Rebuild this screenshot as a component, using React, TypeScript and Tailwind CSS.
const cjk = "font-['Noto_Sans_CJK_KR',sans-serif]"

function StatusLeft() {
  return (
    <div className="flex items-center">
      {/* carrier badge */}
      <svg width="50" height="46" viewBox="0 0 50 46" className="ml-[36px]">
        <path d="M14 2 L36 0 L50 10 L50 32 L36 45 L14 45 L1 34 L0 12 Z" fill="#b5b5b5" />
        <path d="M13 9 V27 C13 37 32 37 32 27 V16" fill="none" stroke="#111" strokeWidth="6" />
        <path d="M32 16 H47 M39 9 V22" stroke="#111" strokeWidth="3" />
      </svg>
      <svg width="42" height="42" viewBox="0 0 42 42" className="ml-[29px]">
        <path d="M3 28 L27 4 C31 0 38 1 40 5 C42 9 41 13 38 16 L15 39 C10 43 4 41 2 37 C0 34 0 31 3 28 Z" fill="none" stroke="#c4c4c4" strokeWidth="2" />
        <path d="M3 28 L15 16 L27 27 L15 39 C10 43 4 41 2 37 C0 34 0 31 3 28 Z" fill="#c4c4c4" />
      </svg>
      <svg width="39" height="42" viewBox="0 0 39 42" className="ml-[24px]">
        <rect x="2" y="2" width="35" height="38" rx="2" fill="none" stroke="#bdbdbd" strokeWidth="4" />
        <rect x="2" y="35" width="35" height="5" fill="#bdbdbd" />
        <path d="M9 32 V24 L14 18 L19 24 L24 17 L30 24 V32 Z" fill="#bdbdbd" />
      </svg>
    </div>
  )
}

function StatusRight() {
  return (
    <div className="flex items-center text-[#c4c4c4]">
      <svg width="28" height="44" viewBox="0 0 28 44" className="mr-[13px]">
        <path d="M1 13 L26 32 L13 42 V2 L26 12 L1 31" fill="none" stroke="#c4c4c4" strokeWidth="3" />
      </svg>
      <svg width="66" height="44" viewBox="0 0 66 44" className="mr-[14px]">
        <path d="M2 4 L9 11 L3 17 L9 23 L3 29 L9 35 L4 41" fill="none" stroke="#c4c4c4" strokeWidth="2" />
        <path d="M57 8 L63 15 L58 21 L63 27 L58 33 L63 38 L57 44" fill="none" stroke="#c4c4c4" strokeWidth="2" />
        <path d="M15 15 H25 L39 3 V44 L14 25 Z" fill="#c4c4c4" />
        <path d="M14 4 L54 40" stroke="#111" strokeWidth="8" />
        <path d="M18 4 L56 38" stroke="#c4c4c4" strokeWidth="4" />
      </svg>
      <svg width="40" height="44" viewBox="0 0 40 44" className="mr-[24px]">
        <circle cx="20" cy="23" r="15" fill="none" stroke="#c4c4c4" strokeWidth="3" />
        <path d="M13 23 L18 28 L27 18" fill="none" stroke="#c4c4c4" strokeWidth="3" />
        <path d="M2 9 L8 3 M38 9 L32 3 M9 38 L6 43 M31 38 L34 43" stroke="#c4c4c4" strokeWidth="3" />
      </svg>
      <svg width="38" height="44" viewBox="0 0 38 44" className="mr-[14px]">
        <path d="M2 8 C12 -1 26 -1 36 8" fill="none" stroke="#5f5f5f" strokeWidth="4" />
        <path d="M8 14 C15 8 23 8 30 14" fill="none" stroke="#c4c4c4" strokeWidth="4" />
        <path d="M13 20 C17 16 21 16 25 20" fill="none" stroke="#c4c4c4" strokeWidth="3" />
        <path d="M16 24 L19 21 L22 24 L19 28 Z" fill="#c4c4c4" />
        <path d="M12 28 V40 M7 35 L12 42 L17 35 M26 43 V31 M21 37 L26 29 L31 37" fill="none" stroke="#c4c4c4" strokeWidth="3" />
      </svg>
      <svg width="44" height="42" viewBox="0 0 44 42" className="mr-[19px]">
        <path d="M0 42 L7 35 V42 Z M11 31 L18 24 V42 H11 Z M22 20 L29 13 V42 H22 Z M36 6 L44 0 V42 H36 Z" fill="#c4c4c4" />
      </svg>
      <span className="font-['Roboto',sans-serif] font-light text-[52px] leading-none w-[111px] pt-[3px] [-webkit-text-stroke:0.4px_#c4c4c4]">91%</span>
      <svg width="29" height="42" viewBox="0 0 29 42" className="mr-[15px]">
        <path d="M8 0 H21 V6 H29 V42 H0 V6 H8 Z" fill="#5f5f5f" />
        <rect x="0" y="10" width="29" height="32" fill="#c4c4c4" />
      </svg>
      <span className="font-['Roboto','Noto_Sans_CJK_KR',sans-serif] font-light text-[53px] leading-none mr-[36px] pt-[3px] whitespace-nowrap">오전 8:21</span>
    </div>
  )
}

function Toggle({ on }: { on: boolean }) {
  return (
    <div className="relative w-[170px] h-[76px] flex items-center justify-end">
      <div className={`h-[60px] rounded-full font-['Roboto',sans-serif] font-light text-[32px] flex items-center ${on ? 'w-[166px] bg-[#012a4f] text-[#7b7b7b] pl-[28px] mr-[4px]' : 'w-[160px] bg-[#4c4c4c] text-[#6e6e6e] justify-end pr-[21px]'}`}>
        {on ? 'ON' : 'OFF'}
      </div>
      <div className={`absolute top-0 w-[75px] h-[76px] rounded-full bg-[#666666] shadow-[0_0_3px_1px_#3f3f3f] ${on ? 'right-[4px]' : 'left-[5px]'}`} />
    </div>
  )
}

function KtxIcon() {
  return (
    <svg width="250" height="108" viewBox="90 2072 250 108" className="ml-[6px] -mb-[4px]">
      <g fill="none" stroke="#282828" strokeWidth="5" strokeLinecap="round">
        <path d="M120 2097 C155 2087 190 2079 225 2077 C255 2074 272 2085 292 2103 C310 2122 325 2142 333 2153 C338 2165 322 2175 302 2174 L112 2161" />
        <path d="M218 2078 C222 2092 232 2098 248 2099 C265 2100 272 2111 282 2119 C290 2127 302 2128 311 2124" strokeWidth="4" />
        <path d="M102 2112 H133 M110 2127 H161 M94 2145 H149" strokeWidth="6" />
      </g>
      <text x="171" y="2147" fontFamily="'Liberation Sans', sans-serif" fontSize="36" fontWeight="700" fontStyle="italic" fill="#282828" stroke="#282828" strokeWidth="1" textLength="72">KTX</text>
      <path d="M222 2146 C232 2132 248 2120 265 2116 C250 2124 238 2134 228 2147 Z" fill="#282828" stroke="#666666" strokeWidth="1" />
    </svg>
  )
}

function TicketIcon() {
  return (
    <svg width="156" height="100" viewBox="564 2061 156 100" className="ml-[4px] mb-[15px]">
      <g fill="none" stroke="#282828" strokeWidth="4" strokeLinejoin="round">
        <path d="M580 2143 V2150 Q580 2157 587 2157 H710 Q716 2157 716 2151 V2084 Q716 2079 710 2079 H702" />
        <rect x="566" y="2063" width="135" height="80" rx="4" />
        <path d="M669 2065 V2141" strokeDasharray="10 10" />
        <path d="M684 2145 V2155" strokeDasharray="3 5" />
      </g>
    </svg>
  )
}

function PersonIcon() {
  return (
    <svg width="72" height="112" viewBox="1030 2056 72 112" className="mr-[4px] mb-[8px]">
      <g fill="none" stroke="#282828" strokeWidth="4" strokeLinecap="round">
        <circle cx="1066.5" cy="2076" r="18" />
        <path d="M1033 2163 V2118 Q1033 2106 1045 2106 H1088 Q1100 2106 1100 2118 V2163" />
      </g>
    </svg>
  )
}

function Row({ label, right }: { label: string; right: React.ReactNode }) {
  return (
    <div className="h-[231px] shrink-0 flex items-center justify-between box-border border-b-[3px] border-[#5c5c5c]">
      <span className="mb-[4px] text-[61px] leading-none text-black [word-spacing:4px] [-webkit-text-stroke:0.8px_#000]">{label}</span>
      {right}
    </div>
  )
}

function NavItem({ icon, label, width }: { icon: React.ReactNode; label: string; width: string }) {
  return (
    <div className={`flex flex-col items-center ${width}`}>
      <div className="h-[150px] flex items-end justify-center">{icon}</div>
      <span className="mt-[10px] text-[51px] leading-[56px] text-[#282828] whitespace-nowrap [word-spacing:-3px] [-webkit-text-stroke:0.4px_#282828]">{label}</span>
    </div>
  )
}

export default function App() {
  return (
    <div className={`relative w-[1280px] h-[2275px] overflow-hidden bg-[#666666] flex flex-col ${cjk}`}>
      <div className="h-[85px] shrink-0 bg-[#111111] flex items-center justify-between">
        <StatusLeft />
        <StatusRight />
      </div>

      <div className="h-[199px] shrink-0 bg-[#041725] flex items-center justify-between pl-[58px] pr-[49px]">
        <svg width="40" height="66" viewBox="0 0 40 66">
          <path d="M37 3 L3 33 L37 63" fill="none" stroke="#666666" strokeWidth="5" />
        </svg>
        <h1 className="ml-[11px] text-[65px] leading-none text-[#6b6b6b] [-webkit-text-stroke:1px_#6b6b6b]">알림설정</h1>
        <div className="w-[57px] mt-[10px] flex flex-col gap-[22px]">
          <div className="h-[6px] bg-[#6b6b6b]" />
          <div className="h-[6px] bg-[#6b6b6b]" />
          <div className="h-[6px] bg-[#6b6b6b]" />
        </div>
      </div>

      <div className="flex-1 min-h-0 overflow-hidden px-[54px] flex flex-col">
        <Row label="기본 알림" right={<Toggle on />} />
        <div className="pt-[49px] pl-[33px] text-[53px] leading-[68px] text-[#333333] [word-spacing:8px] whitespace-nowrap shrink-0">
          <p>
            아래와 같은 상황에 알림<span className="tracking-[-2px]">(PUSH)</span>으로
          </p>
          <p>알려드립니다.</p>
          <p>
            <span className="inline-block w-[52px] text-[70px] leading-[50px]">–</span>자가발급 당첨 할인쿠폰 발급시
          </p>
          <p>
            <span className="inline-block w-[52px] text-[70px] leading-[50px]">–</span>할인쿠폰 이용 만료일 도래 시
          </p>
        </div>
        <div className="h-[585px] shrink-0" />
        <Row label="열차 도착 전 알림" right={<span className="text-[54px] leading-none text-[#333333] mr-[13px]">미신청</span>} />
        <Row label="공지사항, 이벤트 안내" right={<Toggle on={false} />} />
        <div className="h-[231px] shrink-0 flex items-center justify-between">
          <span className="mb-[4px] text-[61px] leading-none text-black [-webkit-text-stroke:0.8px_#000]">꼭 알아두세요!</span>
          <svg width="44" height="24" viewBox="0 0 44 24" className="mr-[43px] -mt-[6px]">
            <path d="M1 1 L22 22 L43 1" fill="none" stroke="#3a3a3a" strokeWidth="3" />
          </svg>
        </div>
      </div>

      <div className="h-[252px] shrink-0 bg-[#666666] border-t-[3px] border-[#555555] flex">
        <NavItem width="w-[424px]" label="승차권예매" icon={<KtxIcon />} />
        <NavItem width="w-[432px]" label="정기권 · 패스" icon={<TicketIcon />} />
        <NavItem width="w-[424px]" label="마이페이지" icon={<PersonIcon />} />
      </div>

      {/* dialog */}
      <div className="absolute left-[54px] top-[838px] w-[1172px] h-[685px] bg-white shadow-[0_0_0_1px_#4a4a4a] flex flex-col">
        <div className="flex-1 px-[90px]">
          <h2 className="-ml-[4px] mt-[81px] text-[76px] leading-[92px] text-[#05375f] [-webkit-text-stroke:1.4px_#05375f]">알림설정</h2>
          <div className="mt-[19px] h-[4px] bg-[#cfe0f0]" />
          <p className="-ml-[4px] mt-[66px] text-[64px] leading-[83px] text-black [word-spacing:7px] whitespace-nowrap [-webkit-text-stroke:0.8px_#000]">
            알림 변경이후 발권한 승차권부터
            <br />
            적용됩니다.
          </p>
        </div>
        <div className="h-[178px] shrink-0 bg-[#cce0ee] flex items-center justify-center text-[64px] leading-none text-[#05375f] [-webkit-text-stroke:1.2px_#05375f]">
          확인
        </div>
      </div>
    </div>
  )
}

**Work to do:** Go through the data and gather every line that holds "React".

**Correct output:**
Rebuild this screenshot as a component, using React, TypeScript and Tailwind CSS.
function Row({ label, right }: { label: string; right: React.ReactNode }) {
function NavItem({ icon, label, width }: { icon: React.ReactNode; label: string; width: string }) {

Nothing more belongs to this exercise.